**Aim of the task:** Find and return each line containing "full".

**A run of records:**
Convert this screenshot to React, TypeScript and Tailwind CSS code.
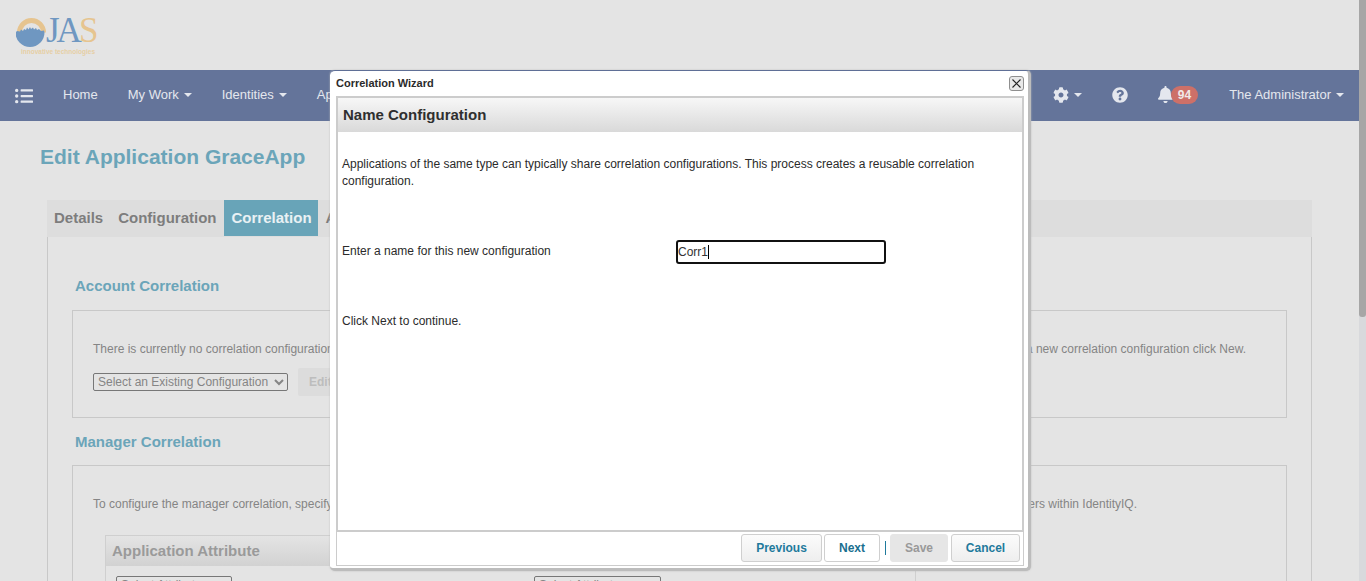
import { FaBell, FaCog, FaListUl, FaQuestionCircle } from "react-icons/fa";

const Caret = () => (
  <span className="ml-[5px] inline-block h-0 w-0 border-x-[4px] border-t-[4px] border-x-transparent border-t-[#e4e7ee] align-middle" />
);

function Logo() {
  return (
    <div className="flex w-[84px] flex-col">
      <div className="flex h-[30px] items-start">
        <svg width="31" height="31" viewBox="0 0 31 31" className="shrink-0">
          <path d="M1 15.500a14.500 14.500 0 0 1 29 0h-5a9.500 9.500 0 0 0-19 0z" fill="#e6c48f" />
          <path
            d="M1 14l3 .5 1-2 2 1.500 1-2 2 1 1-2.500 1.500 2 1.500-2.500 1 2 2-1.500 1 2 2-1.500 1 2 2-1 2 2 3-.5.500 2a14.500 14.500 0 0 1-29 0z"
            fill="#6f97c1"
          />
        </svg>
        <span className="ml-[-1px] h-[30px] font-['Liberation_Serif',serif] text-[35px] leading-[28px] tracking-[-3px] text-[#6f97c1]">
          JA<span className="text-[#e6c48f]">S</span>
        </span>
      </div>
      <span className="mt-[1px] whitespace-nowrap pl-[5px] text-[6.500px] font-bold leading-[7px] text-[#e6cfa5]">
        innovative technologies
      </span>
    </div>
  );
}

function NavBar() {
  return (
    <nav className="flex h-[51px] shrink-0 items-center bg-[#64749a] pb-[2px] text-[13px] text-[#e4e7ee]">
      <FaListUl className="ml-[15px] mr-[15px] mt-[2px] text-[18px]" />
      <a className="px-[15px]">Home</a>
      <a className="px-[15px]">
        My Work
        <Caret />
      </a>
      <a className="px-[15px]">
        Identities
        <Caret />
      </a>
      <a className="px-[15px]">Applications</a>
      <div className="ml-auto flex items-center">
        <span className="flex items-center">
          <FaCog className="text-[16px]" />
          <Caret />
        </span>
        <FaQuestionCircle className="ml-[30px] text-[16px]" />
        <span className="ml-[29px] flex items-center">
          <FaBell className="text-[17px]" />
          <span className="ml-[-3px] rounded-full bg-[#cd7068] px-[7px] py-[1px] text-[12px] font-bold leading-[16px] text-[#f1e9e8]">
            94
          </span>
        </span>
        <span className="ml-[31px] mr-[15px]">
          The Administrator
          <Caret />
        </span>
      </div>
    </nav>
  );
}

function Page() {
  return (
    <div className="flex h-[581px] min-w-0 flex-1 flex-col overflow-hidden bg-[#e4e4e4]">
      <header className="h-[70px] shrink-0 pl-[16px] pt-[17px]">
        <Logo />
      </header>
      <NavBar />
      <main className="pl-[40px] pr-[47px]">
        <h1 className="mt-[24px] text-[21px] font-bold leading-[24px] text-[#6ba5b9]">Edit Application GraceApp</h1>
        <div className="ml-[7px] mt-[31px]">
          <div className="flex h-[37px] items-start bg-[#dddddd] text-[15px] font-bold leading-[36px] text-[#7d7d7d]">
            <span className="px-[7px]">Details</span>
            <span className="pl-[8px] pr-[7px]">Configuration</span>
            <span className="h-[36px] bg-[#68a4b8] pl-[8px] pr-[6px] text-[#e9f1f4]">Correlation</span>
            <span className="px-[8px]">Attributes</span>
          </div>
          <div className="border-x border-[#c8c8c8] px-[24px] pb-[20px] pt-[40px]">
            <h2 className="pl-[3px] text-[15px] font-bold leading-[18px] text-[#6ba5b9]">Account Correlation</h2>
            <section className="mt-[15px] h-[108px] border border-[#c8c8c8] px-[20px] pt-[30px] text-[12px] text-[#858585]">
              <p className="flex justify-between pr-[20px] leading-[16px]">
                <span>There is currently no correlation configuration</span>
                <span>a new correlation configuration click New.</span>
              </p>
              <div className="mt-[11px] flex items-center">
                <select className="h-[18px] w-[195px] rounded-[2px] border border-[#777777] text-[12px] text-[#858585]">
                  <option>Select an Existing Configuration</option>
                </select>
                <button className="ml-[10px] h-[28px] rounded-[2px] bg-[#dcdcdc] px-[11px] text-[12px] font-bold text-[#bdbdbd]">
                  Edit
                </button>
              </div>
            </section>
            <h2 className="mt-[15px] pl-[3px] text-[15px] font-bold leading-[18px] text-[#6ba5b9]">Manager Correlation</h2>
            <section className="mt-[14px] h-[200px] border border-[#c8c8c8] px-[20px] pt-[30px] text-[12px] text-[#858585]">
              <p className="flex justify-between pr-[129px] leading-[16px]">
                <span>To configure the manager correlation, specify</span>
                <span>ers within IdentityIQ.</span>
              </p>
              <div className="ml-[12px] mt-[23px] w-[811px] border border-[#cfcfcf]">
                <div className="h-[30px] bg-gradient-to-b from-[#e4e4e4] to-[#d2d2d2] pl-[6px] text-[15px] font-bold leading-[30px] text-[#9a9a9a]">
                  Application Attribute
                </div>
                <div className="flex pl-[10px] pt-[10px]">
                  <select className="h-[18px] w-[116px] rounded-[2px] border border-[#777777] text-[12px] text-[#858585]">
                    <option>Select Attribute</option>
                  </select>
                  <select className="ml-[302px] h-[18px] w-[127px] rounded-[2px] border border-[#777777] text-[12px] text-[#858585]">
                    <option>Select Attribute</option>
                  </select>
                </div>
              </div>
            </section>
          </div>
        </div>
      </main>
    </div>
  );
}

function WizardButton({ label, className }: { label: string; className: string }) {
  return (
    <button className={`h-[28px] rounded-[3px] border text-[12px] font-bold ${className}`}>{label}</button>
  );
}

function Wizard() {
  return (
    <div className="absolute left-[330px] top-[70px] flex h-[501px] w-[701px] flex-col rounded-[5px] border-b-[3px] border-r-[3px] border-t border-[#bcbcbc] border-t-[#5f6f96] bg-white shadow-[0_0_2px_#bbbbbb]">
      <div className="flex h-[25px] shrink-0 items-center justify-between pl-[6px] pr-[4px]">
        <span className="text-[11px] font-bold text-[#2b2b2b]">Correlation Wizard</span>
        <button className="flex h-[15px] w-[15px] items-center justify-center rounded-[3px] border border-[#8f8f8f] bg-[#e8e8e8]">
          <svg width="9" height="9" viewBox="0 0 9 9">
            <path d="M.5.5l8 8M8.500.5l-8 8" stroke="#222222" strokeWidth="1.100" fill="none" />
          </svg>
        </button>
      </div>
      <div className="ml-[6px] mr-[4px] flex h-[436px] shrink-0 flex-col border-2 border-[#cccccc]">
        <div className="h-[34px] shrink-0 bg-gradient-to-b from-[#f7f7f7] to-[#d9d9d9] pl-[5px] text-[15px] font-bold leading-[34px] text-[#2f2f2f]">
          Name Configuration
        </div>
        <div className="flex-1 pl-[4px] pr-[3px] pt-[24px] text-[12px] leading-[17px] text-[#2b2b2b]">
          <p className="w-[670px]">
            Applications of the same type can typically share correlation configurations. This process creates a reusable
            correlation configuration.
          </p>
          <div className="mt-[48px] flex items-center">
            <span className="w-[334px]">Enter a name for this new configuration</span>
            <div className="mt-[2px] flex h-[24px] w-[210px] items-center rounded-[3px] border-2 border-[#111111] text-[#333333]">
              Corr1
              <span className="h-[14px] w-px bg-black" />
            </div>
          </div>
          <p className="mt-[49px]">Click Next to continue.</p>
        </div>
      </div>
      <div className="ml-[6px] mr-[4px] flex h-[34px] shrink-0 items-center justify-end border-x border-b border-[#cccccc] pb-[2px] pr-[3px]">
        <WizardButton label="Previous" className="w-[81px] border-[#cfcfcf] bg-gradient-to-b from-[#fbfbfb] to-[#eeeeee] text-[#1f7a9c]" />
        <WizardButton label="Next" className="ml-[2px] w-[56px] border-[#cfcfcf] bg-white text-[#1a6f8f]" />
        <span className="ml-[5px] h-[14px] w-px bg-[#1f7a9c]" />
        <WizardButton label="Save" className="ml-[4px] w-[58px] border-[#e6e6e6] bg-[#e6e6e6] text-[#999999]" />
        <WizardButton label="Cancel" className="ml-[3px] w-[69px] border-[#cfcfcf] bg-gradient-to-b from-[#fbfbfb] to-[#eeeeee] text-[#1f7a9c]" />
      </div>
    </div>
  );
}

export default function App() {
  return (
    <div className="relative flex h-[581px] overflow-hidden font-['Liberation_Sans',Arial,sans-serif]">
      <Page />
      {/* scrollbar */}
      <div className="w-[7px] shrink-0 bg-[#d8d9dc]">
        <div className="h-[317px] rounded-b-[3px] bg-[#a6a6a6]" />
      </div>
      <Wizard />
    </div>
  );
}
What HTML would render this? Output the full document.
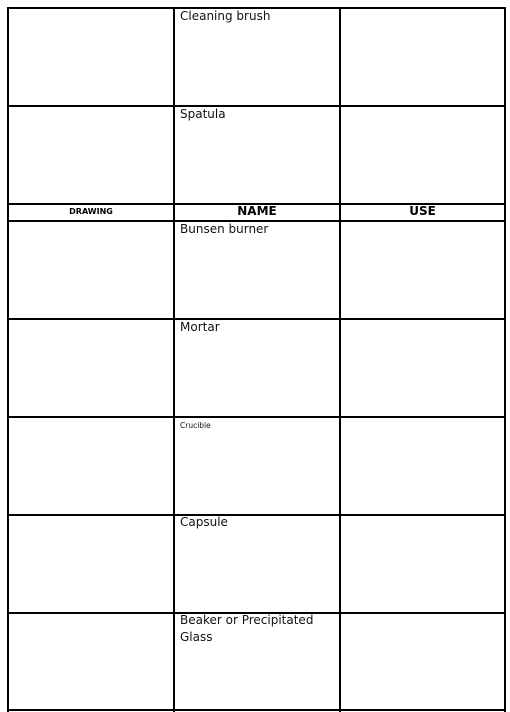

**Result below:**
          <span className="ml-[-3px] rounded-full bg-[#cd7068] px-[7px] py-[1px] text-[12px] font-bold leading-[16px] text-[#f1e9e8]">
What HTML would render this? Output the full document.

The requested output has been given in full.